### Exercise
Skip the pictures. Set down, word for word, the lines from the start of the material up to and including the line with "16L1399.5 35M1399.5 16L1380.5".

### Data
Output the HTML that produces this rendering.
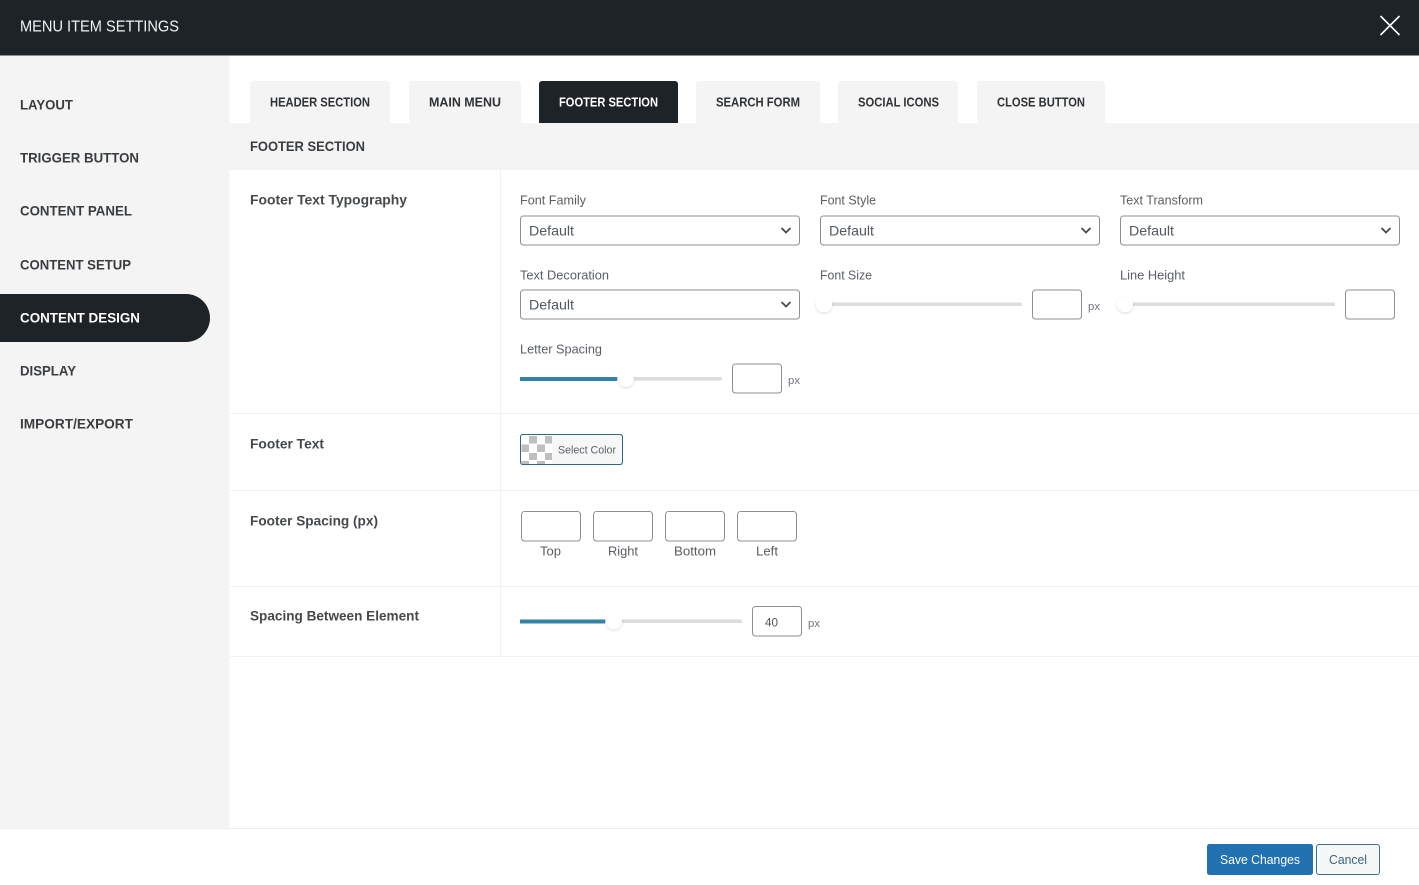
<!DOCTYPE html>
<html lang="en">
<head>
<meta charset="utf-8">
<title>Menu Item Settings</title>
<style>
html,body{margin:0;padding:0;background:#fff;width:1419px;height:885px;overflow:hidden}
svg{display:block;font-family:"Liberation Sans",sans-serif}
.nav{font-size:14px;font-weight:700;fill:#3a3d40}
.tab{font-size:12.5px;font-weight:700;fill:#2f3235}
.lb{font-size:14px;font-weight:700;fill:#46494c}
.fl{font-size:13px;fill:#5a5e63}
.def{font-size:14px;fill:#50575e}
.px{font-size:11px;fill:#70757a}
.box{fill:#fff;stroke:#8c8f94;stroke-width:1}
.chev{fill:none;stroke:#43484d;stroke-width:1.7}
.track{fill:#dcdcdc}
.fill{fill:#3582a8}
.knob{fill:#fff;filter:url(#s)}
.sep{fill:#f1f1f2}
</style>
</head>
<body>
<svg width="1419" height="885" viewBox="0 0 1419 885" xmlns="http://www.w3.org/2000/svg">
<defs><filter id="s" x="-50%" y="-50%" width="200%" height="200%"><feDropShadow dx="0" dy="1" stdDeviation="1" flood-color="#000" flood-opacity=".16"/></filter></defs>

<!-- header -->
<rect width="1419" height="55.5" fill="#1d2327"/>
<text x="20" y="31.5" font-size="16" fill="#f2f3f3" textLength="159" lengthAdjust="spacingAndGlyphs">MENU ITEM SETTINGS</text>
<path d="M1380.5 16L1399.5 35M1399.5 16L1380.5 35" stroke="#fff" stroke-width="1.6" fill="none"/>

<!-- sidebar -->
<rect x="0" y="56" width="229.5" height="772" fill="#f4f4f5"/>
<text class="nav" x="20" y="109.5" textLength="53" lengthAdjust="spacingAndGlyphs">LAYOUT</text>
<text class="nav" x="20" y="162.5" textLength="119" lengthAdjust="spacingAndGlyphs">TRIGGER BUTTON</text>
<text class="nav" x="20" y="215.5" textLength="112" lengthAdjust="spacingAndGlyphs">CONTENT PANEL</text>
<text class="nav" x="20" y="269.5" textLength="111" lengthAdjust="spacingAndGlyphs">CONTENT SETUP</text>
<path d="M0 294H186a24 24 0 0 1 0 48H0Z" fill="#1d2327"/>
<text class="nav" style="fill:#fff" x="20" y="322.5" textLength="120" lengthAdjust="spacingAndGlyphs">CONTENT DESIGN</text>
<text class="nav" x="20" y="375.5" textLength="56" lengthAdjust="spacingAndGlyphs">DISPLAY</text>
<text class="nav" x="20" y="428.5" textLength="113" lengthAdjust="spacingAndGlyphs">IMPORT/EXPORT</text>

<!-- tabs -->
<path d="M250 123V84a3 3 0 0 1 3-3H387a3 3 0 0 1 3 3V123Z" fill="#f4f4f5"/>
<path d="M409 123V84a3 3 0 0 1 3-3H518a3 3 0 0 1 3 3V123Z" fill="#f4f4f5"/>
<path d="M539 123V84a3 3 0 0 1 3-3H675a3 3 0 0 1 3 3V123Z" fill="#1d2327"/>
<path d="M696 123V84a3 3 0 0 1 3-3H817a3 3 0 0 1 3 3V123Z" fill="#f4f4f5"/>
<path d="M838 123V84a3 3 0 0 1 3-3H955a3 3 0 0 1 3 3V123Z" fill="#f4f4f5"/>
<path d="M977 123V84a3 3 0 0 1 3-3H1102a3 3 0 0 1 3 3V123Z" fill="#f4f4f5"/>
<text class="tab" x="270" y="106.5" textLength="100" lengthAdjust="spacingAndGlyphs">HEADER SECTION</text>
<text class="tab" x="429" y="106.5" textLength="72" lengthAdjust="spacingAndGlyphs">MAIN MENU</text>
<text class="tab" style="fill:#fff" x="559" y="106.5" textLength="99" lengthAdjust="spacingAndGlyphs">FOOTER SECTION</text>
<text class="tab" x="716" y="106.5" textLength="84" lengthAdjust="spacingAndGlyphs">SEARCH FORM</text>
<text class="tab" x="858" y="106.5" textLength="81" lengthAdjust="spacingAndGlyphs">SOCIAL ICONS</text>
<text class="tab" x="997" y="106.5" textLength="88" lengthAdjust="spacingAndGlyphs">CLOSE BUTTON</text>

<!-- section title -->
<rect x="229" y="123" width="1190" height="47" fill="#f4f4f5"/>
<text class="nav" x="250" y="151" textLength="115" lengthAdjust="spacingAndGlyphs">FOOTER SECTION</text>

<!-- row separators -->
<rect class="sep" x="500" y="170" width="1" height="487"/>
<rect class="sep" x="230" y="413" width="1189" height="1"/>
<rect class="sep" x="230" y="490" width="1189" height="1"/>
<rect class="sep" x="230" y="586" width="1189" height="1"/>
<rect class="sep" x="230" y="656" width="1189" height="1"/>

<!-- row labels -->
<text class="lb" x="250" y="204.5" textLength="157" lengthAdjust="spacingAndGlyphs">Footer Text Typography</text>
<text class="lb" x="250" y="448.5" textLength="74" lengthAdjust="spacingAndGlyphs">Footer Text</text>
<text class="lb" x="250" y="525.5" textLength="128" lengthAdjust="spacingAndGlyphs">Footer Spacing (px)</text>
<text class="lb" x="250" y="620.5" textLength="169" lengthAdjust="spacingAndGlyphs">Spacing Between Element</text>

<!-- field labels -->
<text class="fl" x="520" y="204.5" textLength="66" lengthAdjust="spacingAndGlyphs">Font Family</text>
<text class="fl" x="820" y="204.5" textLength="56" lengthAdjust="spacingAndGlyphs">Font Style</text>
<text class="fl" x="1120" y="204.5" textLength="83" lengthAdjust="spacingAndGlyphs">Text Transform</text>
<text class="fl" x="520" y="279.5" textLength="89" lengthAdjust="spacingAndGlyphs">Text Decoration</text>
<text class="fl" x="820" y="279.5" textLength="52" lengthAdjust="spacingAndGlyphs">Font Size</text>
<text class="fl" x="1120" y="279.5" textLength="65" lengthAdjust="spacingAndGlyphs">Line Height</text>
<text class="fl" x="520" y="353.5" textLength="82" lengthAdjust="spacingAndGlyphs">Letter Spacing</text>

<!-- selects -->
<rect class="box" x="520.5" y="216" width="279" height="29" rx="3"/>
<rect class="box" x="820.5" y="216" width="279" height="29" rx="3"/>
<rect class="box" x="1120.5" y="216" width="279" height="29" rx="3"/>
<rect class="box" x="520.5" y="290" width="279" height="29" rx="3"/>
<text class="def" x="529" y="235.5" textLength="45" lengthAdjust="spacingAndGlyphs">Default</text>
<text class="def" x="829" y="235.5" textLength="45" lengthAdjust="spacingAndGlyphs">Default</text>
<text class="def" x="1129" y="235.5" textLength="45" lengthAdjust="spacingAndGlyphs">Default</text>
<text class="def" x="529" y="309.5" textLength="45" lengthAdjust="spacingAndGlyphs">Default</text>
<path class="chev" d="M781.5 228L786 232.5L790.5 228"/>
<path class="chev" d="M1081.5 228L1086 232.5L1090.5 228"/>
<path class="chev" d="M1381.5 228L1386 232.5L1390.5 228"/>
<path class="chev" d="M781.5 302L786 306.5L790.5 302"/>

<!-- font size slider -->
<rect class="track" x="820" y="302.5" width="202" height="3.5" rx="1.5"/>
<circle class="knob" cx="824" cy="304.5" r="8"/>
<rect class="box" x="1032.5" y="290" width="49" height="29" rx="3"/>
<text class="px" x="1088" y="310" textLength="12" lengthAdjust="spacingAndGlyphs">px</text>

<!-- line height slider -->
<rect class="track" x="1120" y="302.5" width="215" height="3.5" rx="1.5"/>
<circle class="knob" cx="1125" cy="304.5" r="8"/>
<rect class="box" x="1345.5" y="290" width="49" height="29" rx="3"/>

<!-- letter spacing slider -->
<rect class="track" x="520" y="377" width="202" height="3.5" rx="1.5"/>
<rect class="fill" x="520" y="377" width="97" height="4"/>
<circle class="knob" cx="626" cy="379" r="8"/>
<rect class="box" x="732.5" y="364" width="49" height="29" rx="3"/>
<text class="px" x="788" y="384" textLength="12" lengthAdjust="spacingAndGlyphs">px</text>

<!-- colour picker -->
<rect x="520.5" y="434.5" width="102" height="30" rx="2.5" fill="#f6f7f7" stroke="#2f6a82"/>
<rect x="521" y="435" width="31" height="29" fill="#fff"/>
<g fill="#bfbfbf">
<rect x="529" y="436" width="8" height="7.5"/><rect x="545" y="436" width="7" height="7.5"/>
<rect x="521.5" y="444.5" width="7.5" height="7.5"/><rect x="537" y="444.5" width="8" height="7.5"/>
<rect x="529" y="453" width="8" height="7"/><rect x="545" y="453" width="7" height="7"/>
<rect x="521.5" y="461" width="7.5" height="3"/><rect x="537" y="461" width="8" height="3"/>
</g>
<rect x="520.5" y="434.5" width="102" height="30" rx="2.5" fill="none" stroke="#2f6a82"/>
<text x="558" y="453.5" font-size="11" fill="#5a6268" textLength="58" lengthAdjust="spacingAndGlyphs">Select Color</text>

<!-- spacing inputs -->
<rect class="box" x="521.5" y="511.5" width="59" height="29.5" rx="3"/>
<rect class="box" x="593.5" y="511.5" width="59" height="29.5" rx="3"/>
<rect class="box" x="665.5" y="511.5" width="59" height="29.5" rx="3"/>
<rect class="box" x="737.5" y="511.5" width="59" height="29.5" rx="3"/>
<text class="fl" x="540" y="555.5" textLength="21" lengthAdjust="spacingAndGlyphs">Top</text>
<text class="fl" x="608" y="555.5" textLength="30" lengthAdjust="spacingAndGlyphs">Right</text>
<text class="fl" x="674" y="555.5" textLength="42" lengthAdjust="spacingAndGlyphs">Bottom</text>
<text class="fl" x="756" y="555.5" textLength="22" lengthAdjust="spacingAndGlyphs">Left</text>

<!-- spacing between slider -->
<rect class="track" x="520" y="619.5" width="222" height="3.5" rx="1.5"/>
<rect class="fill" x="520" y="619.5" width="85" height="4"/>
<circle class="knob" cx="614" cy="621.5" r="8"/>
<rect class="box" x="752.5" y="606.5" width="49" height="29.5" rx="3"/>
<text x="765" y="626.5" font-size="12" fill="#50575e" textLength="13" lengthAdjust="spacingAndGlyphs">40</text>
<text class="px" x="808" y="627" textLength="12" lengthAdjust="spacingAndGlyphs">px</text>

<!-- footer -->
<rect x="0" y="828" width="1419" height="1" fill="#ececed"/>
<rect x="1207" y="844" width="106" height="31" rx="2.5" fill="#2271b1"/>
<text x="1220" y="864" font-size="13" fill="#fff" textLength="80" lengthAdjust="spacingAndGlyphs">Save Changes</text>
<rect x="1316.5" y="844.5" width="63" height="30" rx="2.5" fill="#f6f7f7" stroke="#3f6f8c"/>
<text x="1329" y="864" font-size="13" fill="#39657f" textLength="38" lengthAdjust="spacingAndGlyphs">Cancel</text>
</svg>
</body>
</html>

### Answer to this exercise
Output the HTML that produces this rendering.
<!DOCTYPE html>
<html lang="en">
<head>
<meta charset="utf-8">
<title>Menu Item Settings</title>
<style>
html,body{margin:0;padding:0;background:#fff;width:1419px;height:885px;overflow:hidden}
svg{display:block;font-family:"Liberation Sans",sans-serif}
.nav{font-size:14px;font-weight:700;fill:#3a3d40}
.tab{font-size:12.5px;font-weight:700;fill:#2f3235}
.lb{font-size:14px;font-weight:700;fill:#46494c}
.fl{font-size:13px;fill:#5a5e63}
.def{font-size:14px;fill:#50575e}
.px{font-size:11px;fill:#70757a}
.box{fill:#fff;stroke:#8c8f94;stroke-width:1}
.chev{fill:none;stroke:#43484d;stroke-width:1.7}
.track{fill:#dcdcdc}
.fill{fill:#3582a8}
.knob{fill:#fff;filter:url(#s)}
.sep{fill:#f1f1f2}
</style>
</head>
<body>
<svg width="1419" height="885" viewBox="0 0 1419 885" xmlns="http://www.w3.org/2000/svg">
<defs><filter id="s" x="-50%" y="-50%" width="200%" height="200%"><feDropShadow dx="0" dy="1" stdDeviation="1" flood-color="#000" flood-opacity=".16"/></filter></defs>

<!-- header -->
<rect width="1419" height="55.5" fill="#1d2327"/>
<text x="20" y="31.5" font-size="16" fill="#f2f3f3" textLength="159" lengthAdjust="spacingAndGlyphs">MENU ITEM SETTINGS</text>
<path d="M1380.5 16L1399.5 35M1399.5 16L1380.5 35" stroke="#fff" stroke-width="1.6" fill="none"/>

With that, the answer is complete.